Figure 11(b) presented the nitrogen adsorption-desorption isotherm and the corresponding desorption pore volume curve for the nano-silica obtained through the optimal process. Using a BET physical adsorption apparatus, the specific surface area of the obtained nano-silica was measured to be 55.9916 m²/g, with an average pore diameter of 16.2717 nm. The presented adsorption-desorption curve in the figure corresponded to Type II isotherms defined by the International Union of Pure and Applied Chemistry (IUPAC) and prominently exhibited characteristics of an H3-type hysteresis loop. This result indicated the presence of a distinct plateau in the adsorption isotherm, reflecting a uniform pore size distribution in the nano-silica samples, as well as a large specific surface area and moderate pore volume. This characteristic not only enhanced the ability to adsorb macromolecules but also effectively facilitated the mass transfer process.

To confirm that the extracted silica from the optimal process consisted of nanoparticles and to observe the microscopic structure and morphological characteristics of the nano-silica, this study employed scanning electron microscopy (SEM) and transmission electron microscopy (TEM) for examination, as illustrated in Figure 12(d). Under the scanning electron microscope, the silica appeared as aggregates of smooth, spherical particles. The transmission electron microscopy images clearly revealed the high-resolution microstructure of silica derived from CSA. At a magnification of 300,000 times in Figure 12(a), we observed that the nano-silica particles exhibited a quasi-spherical morphology, along with a certain degree of aggregation. Further examination of Figure 12(b) revealed that these silica particles were composed of interconnected quasi-spherical particles with a wide size range, distributed between 10 and 50 nanometers, consistent with the definition of “nano-silica.” In the high-resolution image shown in Figure 12(c), all samples exhibited a disordered state, with no discernible crystal structure. This observation indicated that the prepared nano-silica was entirely amorphous, further confirming its non-crystalline nature.
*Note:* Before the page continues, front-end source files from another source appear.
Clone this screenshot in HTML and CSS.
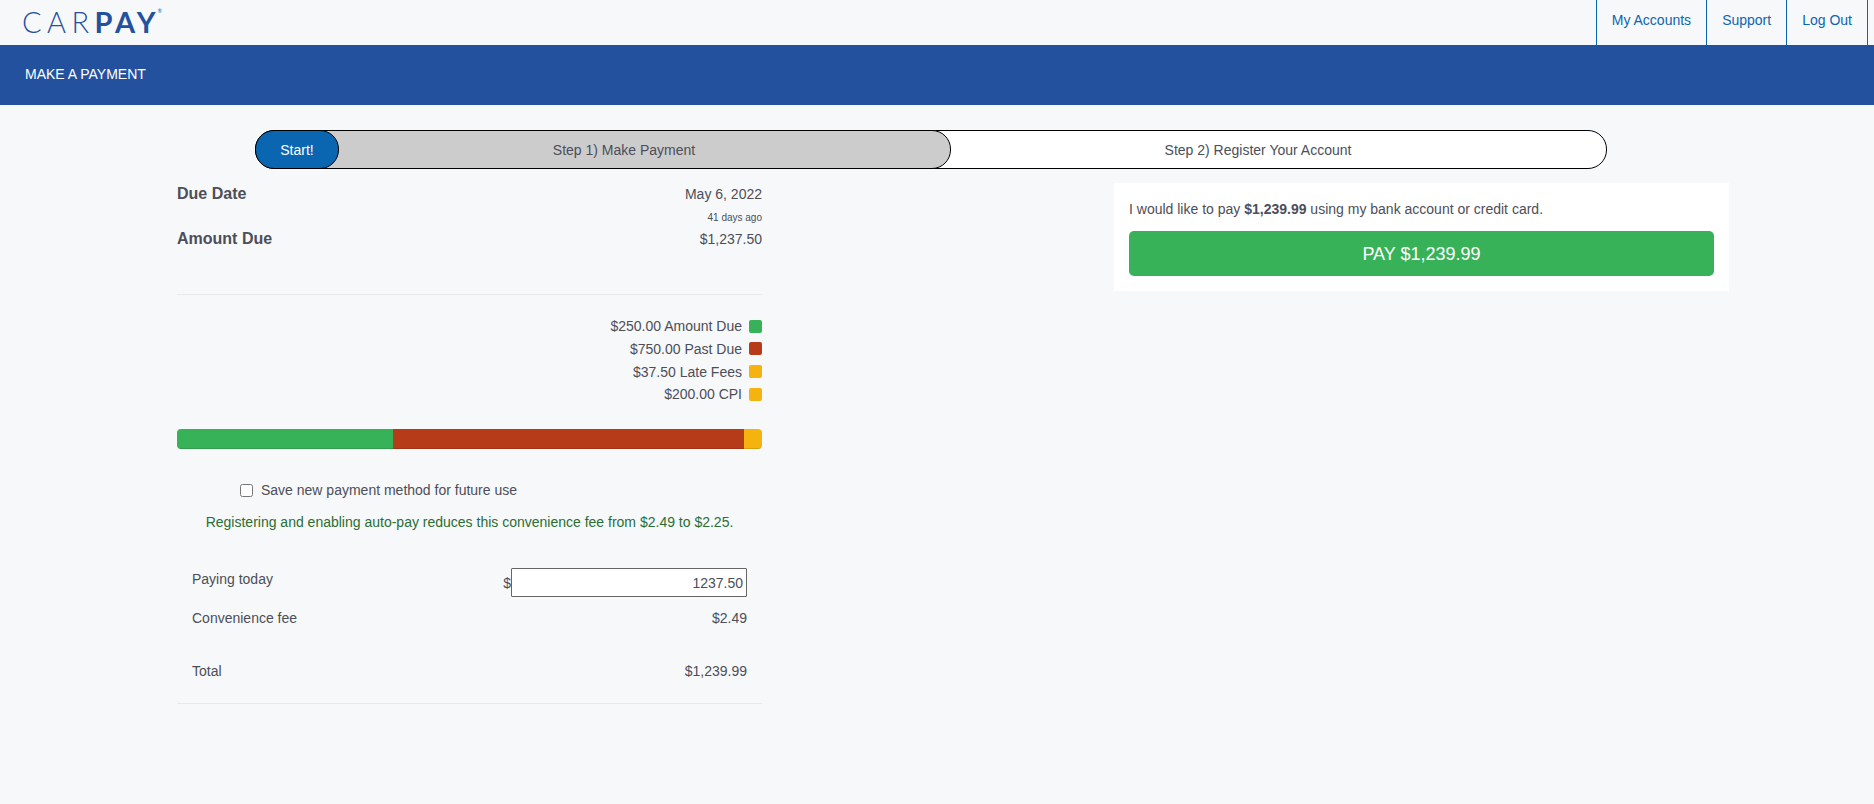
FILE: index.html
```html
<!DOCTYPE html>
<html lang="en">
<head>
<meta charset="utf-8">
<title>Make a Payment</title>
<link rel="stylesheet" href="styles.css">
</head>
<body>
<header class="topbar">
  <div class="logo"><span class="logo-thin">CAR</span><span class="logo-bold">PAY</span><span class="logo-reg">®</span></div>
  <nav class="nav">
    <a class="nav-link">My Accounts</a>
    <a class="nav-link">Support</a>
    <a class="nav-link">Log Out</a>
  </nav>
</header>
<div class="band">MAKE A PAYMENT</div>
<div class="stepper">
  <div class="step step-start">Start!</div>
  <div class="step step-one">Step 1) Make Payment</div>
  <div class="step step-two">Step 2) Register Your Account</div>
</div>
<main class="content">
  <section class="left">
    <div class="due-row"><span class="due-label">Due Date</span><span>May 6, 2022</span></div>
    <div class="days">41 days ago</div>
    <div class="due-row"><span class="due-label">Amount Due</span><span>$1,237.50</span></div>
    <hr class="rule rule-top">
    <ul class="legend">
      <li class="legend-row">$250.00 Amount Due<i class="swatch green"></i></li>
      <li class="legend-row">$750.00 Past Due<i class="swatch red"></i></li>
      <li class="legend-row">$37.50 Late Fees<i class="swatch yellow"></i></li>
      <li class="legend-row">$200.00 CPI<i class="swatch yellow"></i></li>
    </ul>
    <div class="bar">
      <div class="seg green seg-a"></div>
      <div class="seg red seg-b"></div>
      <div class="seg yellow seg-c"></div>
    </div>
    <label class="save"><input class="check" type="checkbox">Save new payment method for future use</label>
    <p class="note">Registering and enabling auto-pay reduces this convenience fee from $2.49 to $2.25.</p>
    <div class="sum sum-pay">
      <span class="pay-label">Paying today</span>
      <span class="pay-field">$<input class="amount" type="text" value="1237.50"></span>
    </div>
    <div class="sum sum-fee"><span>Convenience fee</span><span>$2.49</span></div>
    <div class="sum sum-total"><span>Total</span><span>$1,239.99</span></div>
    <hr class="rule rule-bottom">
  </section>
  <aside class="card">
    <p class="card-text">I would like to pay <b>$1,239.99</b> using my bank account or credit card.</p>
    <button class="pay-btn" type="button">PAY $1,239.99</button>
  </aside>
</main>
</body>
</html>
```

FILE: styles.css
```css
* { box-sizing: border-box; }
html, body { margin: 0; padding: 0; }
body {
  height: 804px;
  overflow: hidden;
  background: #f7f8fa;
  color: #4c4e59;
  font-family: "Liberation Sans", Arial, sans-serif;
  font-size: 14px;
}
.topbar {
  height: 45px;
  display: flex;
  justify-content: space-between;
  padding: 0 6px 0 22px;
}
.logo {
  display: flex;
  align-items: flex-start;
  font-family: Lato, sans-serif;
  font-size: 29px;
  line-height: 44px;
  color: #24519d;
  white-space: nowrap;
}
.logo-thin { font-weight: 300; letter-spacing: 5.4px; }
.logo-bold { font-weight: 700; letter-spacing: 4px; }
.logo-reg { font-size: 5px; line-height: 22px; margin-left: -2px; }
.nav { display: flex; border-right: 1px solid #0b66b1; }
.nav-link {
  display: flex;
  align-items: center;
  padding: 0 15px 5px;
  border-left: 1px solid #0b66b1;
  color: #0b66b1;
}
.band {
  height: 60px;
  padding-left: 25px;
  background: #24519d;
  color: #fff;
  line-height: 58px;
}
.stepper {
  display: flex;
  width: 1352px;
  height: 39px;
  margin: 25px 0 0 255px;
}
.step {
  height: 39px;
  border: 1px solid #000;
  border-radius: 19px;
  line-height: 38px;
  text-align: center;
}
.step-start {
  width: 84px;
  margin-right: -84px;
  position: relative;
  z-index: 3;
  background: #0b66b1;
  color: #fff;
}
.step-one {
  width: 696px;
  padding-left: 42px;
  position: relative;
  z-index: 2;
  background: #ccc;
}
.step-two {
  flex: 1;
  margin-left: -42px;
  background: #fff;
}
.content {
  display: flex;
  margin: 14px 0 0 177px;
}
.left { width: 585px; }
.due-row {
  display: flex;
  justify-content: space-between;
  height: 22px;
  line-height: 22px;
}
.due-label { font-size: 16px; font-weight: 700; }
.days {
  height: 23px;
  padding-top: 7px;
  font-size: 10px;
  line-height: 12px;
  text-align: right;
}
.rule {
  margin: 0;
  border: 0;
  border-top: 1px solid #e8eaed;
}
.rule-top { margin-top: 44px; }
.legend {
  list-style: none;
  margin: 20px 0 0;
  padding: 0;
}
.legend-row {
  display: flex;
  justify-content: flex-end;
  align-items: center;
  height: 22.67px;
}
.swatch {
  width: 13px;
  height: 13px;
  margin-left: 7px;
  border-radius: 2px;
}
.green { background: #38b259; }
.red { background: #b63b19; }
.yellow { background: #f4b30e; }
.bar {
  display: flex;
  height: 20px;
  margin-top: 23.4px;
  border-radius: 4px;
  overflow: hidden;
}
.seg { height: 100%; box-shadow: inset 0 -1px 0 rgba(0, 0, 0, .12); }
.seg-a { width: 216px; }
.seg-b { width: 351px; }
.seg-c { flex: 1; }
.save {
  display: flex;
  align-items: center;
  height: 20px;
  margin: 31px 0 0 63px;
}
.check {
  width: 13px;
  height: 13px;
  margin: 0 8px 0 0;
}
.note {
  margin: 12px 0 0;
  line-height: 20px;
  color: #2a6e33;
  text-align: center;
}
.sum {
  display: flex;
  justify-content: space-between;
  margin: 0 15px;
}
.sum-pay { height: 29px; margin-top: 36px; }
.pay-label { line-height: 22px; }
.pay-field { display: flex; align-items: center; }
.amount {
  width: 236px;
  height: 29px;
  padding: 0 3px;
  border: 1px solid #666;
  border-radius: 1px;
  background: #fff;
  color: #4c4e59;
  font: inherit;
  text-align: right;
}
.sum-fee { margin-top: 11px; line-height: 20px; }
.sum-total { margin-top: 33px; line-height: 20px; }
.rule-bottom { margin-top: 22px; }
.card {
  width: 615px;
  height: 108px;
  margin-left: 352px;
  padding: 16px 15px 0;
  background: #fff;
}
.card-text { margin: 0; line-height: 20px; }
.pay-btn {
  display: block;
  width: 100%;
  height: 45px;
  margin-top: 12px;
  padding-top: 2px;
  border: 0;
  border-radius: 5px;
  background: #38b259;
  color: #fff;
  font: inherit;
  font-size: 18px;
}
```
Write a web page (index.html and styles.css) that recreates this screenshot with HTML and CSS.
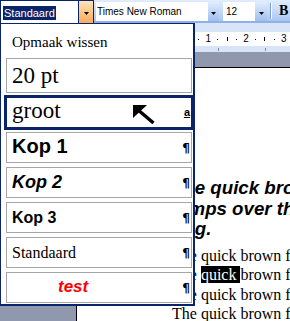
FILE: index.html
```html
<!DOCTYPE html>
<html lang="nl">
<head>
  <meta charset="UTF-8" />
  <title>Stijl kiezen</title>
  <link rel="stylesheet" href="styles.css">
</head>
<body>

  <div class="toolbar">
    <div class="combo combo-style">
      <div class="combo-field"><span class="sel">Standaard</span></div>
      <div class="combo-btn hot"><svg width="5" height="3" viewBox="0 0 5 3"><polygon points="0,0 5,0 2.5,3" fill="#000"/></svg></div>
    </div>
    <div class="combo combo-font">
      <div class="combo-field">Times New Roman</div>
      <div class="combo-btn"><svg width="5" height="3" viewBox="0 0 5 3"><polygon points="0,0 5,0 2.5,3" fill="#000"/></svg></div>
    </div>
    <div class="combo combo-size">
      <div class="combo-field">12</div>
      <div class="combo-btn"><svg width="5" height="3" viewBox="0 0 5 3"><polygon points="0,0 5,0 2.5,3" fill="#000"/></svg></div>
    </div>
    <span class="sep"></span>
    <span class="tb-bold">B</span>
  </div>

  <div class="ruler-bar">
    <div class="ruler">
      <span class="r-cell"></span>
      <span class="r-cell"><i class="r-dot"></i></span>
      <span class="r-cell"><i class="r-tick"></i></span>
      <span class="r-cell"><i class="r-dot"></i></span>
      <span class="r-cell r-num">1</span>
      <span class="r-cell"><i class="r-dot"></i></span>
      <span class="r-cell"><i class="r-tick"></i></span>
      <span class="r-cell"><i class="r-dot"></i></span>
      <span class="r-cell r-num">2</span>
      <span class="r-cell"><i class="r-dot"></i></span>
      <span class="r-cell"><i class="r-tick"></i></span>
      <span class="r-cell"><i class="r-dot"></i></span>
      <span class="r-cell r-num">3</span>
      <span class="r-cell"><i class="r-dot"></i></span>
    </div>
    <div class="tabs">
      <i class="tab-stop"></i>
      <i class="tab-stop"></i>
    </div>
  </div>

  <div class="page">
    <h2 class="doc-head">The quick brown fox<br>jumps over the lazy<br>dog.</h2>
    <p class="doc-text">
      The quick brown fox jumps over the lazy dog.<br>
      The <span class="hl">quick </span>brown fox jumps over the lazy dog.<br>
      The quick brown fox jumps over the lazy dog.<br>
      The quick brown fox jumps over the lazy dog.
    </p>
  </div>

  <!-- dropdown of the style box -->
  <div class="style-menu">
    <div class="item item-clear"><span class="lbl lbl-clear">Opmaak wissen</span></div>
    <div class="item item-big"><span class="lbl lbl-big">20 pt</span></div>
    <div class="item item-hover">
      <span class="lbl lbl-groot">groot</span>
      <span class="mark mark-char">a</span>
      <svg class="pointer" width="24" height="22" viewBox="0 0 24 22">
        <polygon points="2,2 16,2 2,15" fill="#000"/>
        <line x1="6" y1="6" x2="22.5" y2="20" stroke="#000" stroke-width="3.5"/>
      </svg>
    </div>
    <div class="item"><span class="lbl lbl-kop1">Kop 1</span><span class="mark">¶</span></div>
    <div class="item"><span class="lbl lbl-kop2">Kop 2</span><span class="mark">¶</span></div>
    <div class="item"><span class="lbl lbl-kop3">Kop 3</span><span class="mark">¶</span></div>
    <div class="item"><span class="lbl lbl-std">Standaard</span><span class="mark">¶</span></div>
    <div class="item"><span class="lbl lbl-test">test</span><span class="mark">¶</span></div>
  </div>

</body>
</html>
```

FILE: styles.css
```css
* { box-sizing: border-box; margin: 0; padding: 0; }
body {
  width: 290px;
  height: 321px;
  overflow: hidden;
  position: relative;
  background: #8f98ac;
  font-family: "Liberation Sans", Arial, sans-serif;
}

/* toolbar */
.toolbar {
  display: flex;
  align-items: flex-start;
  height: 23px;
  border-bottom: 2px solid #8fb0e6;
  background: linear-gradient(#e1edfd, #c5dbf8 50%, #aac6f1);
  font-size: 10px;
  white-space: nowrap;
}

.combo {
  display: flex;
  background: #fff;
}

.combo-field {
  line-height: 19px;
  color: #000;
}

.combo-btn {
  display: flex;
  justify-content: center;
  padding-top: 10px;
  background: linear-gradient(#e3eefd, #b8d0f5 60%, #a2bfee);
}

.combo-btn svg { display: block; }

.combo-style {
  width: 94px;
  height: 23px;
  border: 1px solid #0a246a;
  border-bottom: 0;
}

.combo-style .combo-field {
  width: 77px;
  padding: 3px 0 0 2px;
}

.sel {
  display: inline-block;
  background: #0a246a;
  color: #fff;
  font-size: 11px;
  line-height: 13px;
  padding: 1px 1px 0;
}

.combo-style .combo-btn {
  width: 15px;
  border-left: 1px solid #0a246a;
  padding-top: 11px;
  background: linear-gradient(#ffe3bb, #fcc484 55%, #f9ab5c);
}

.combo-font {
  margin: 2px 0 0 2px;
  width: 123px;
  height: 19px;
}

.combo-font .combo-field { width: 112px; padding-left: 1px; }
.combo-font .combo-btn { width: 11px; }

.combo-size {
  margin: 2px 0 0 4px;
  width: 44px;
  height: 19px;
}

.combo-size .combo-field { width: 32px; padding-left: 3px; }
.combo-size .combo-btn { width: 12px; }

.sep {
  margin: 3px 0 0 3px;
  width: 2px;
  height: 16px;
  border-left: 1px solid #7a9bd5;
  border-right: 1px solid #fff;
}

.tb-bold {
  margin-left: 7px;
  font-family: "Liberation Serif", serif;
  font-weight: bold;
  font-size: 14px;
  line-height: 21px;
}

/* ruler */
.ruler-bar {
  height: 29px;
  padding-top: 9px;
  background: #d8e5f8;
}

.ruler {
  display: flex;
  align-items: center;
  height: 14px;
  padding-left: 165.8px;
  background: #fff;
}

.r-cell {
  flex: 0 0 9.45px;
  display: flex;
  justify-content: center;
  align-items: center;
}

.r-dot { width: 1px; height: 1px; background: #000; }
.r-tick { width: 1px; height: 4px; background: #000; }

.r-num {
  font-size: 10px;
  line-height: 10px;
  color: #000;
}

.tabs {
  display: flex;
  gap: 46px;
  padding: 2px 0 0 218px;
  height: 6px;
}

.tab-stop { width: 1px; height: 3px; background: #7d8aa3; }

/* document page */
.page {
  margin: 15px 0 0 76px;
  min-height: 300px;
  padding: 110px 0 0 95px;
  border-left: 1px solid #000;
  border-top: 1px solid #000;
  background: #fff;
  white-space: nowrap;
  color: #000;
}

.doc-head {
  font-size: 18.67px;
  font-style: italic;
  font-weight: bold;
  line-height: 20.5px;
}

.doc-text {
  margin-top: 6.5px;
  font-family: "Liberation Serif", "Times New Roman", serif;
  font-size: 16px;
  line-height: 19.33px;
}

.hl { background: #000; color: #fff; }

/* style dropdown */
.style-menu {
  position: absolute;
  top: 23px;
  left: 0;
  width: 195px;
  display: flex;
  flex-direction: column;
  gap: 4px;
  padding: 0 1px 1px 5px;
  border: 1px solid #0a246a;
  border-right-width: 2px;
  border-bottom-width: 2px;
  background: #fff;
  color: #000;
}

.item {
  position: relative;
  display: flex;
  align-items: center;
  height: 31px;
  padding: 0 1px 0 5px;
  border: 1px solid #a6a6a6;
  white-space: nowrap;
}

.item-clear { height: 30px; border-color: transparent; }
.item-big { height: 35px; }

.item-hover {
  border-color: #0a246a;
  box-shadow: 0 0 0 2px #0a246a;
}

.lbl { line-height: 1.2; }

.lbl-clear {
  font: 15px/20px "Liberation Serif", serif;
  margin-top: 6px;
}

.lbl-big { font: 23px/33px "Liberation Serif", serif; }

.lbl-groot {
  font: 23px/25px "Liberation Serif", serif;
  margin-bottom: 4px;
}

.lbl-kop1 { font-size: 20px; font-weight: bold; line-height: 27px; margin-bottom: 2px; }
.lbl-kop2 { font-size: 18px; font-weight: bold; font-style: italic; line-height: 27px; }
.lbl-kop3 { font-size: 16px; font-weight: bold; line-height: 27px; }
.lbl-std { font: 16px/27px "Liberation Serif", serif; }

.lbl-test {
  margin: 0 0 2px 46px;
  font-size: 17px;
  font-weight: bold;
  font-style: italic;
  line-height: 25px;
  color: #ff0000;
}

.mark {
  margin-left: auto;
  font-family: "DejaVu Sans", sans-serif;
  font-size: 12px;
  font-weight: bold;
  line-height: 12px;
}

.mark-char {
  font-family: "Liberation Sans", sans-serif;
  font-size: 11px;
  text-decoration: underline;
  margin-top: -2px;
}

.pointer {
  position: absolute;
  left: 124px;
  top: 5px;
}
```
To clarify the superiority of the silica prepared in this study, various properties of the silica obtained from this research were compared with those derived from different silicon sources, as shown in Table 5. In terms of silica content among the prepared samples, the silica synthesized in this study achieved a purity of 92.73%, surpassing that of most other silica derived from different sources listed in the table. Furthermore, under the condition of high purity, this study reported a silica extraction yield of 92.73%, which was the actual yield obtained during the experimental process. Due to certain losses in the experimental procedure, the theoretical extraction yield should exceed 92.73%. Nevertheless, the extraction yield of nano-silica synthesized in this study was significantly higher than that of other methods; for instance, the extraction yield reported by Piela et al. was 47%, Chen et al. achieved 68.01%, and Liang et al. reported a yield of 20.45%. Although Estevez et al. also reported an extraction yield of 88%, the purity of their product was unknown, and their synthesis process took as long as five months. Consequently, the extraction yield reported in this study was far superior to those previously documented in the literature for synthesizing nano-silica, and this high extraction yield further reduced the production costs of nano-silica. In comparison to silica produced from BPP straw ash with particle sizes greater than 100 nm, this study produced nano-silica with smaller particle sizes (10 nm–50 nm), which has higher added value and broader application potential. Additionally, when compared to nano-silica prepared from biomass that had been calcined in a laboratory, the properties of the nano-silica synthesized in this study using direct combustion ash from BPP as the silicon source were similar, providing strong evidence for the feasibility of using direct combustion ash to produce nano-silica in practical production settings. Therefore, the superiority of this study lay in the utilization of direct combustion ash from BPP as a silicon source, which significantly enhanced the extraction yield of nano-silica to over 90% while ensuring high purity and other important characteristics.

4. Conclusion

In this study, nano-silica was successfully extracted from the direct combustion corn straw ash of a BPP, opening a new efficient, environmentally friendly, and feasible path for the recycling of solid waste from power plants. This approach effectively explores the potential value of power plant waste, reducing the environmental pollution caused by waste disposal. At the same time, it provides a direction for the high-value utilization of corn straw ash, transforming what was once considered waste into high-value-added nano-silica, thereby realizing resource recovery of solid waste.

In the preparation of nano-silica, this study utilized corn straw ash from BPP as the silicon source, which is cost-effective yet highly effective. By optimizing the process, this research successfully produced amorphous nano-silica with a small particle size (10nm-50nm), high DBP oil absorption value (270*10^-5m³/kg), large specific surface area (55.9916 m²/g), high purity (92.73%), and high extraction yield (93.11%), with copper, iron, and manganese contents (30mg/kg,165mg/kg,39mg/kg), LOD (6.38%), LOI (6.69%) all meeting industry standards.

In the extraction of nano-silica, the acid concentration was 5 M, the choice of alkaline fused was NaOH, and the mixing ratio was 1:1.2; these factors are key to optimizing and enhancing the activity of silica. Other influencing factors, such as the mixing solvent (3mol/L NaOH) and ripening time (12 h), allow for the production of high-value nano-silica with an extraction yield exceeding 90% while ensuring purity and other parameters after filtration, washing, and drying.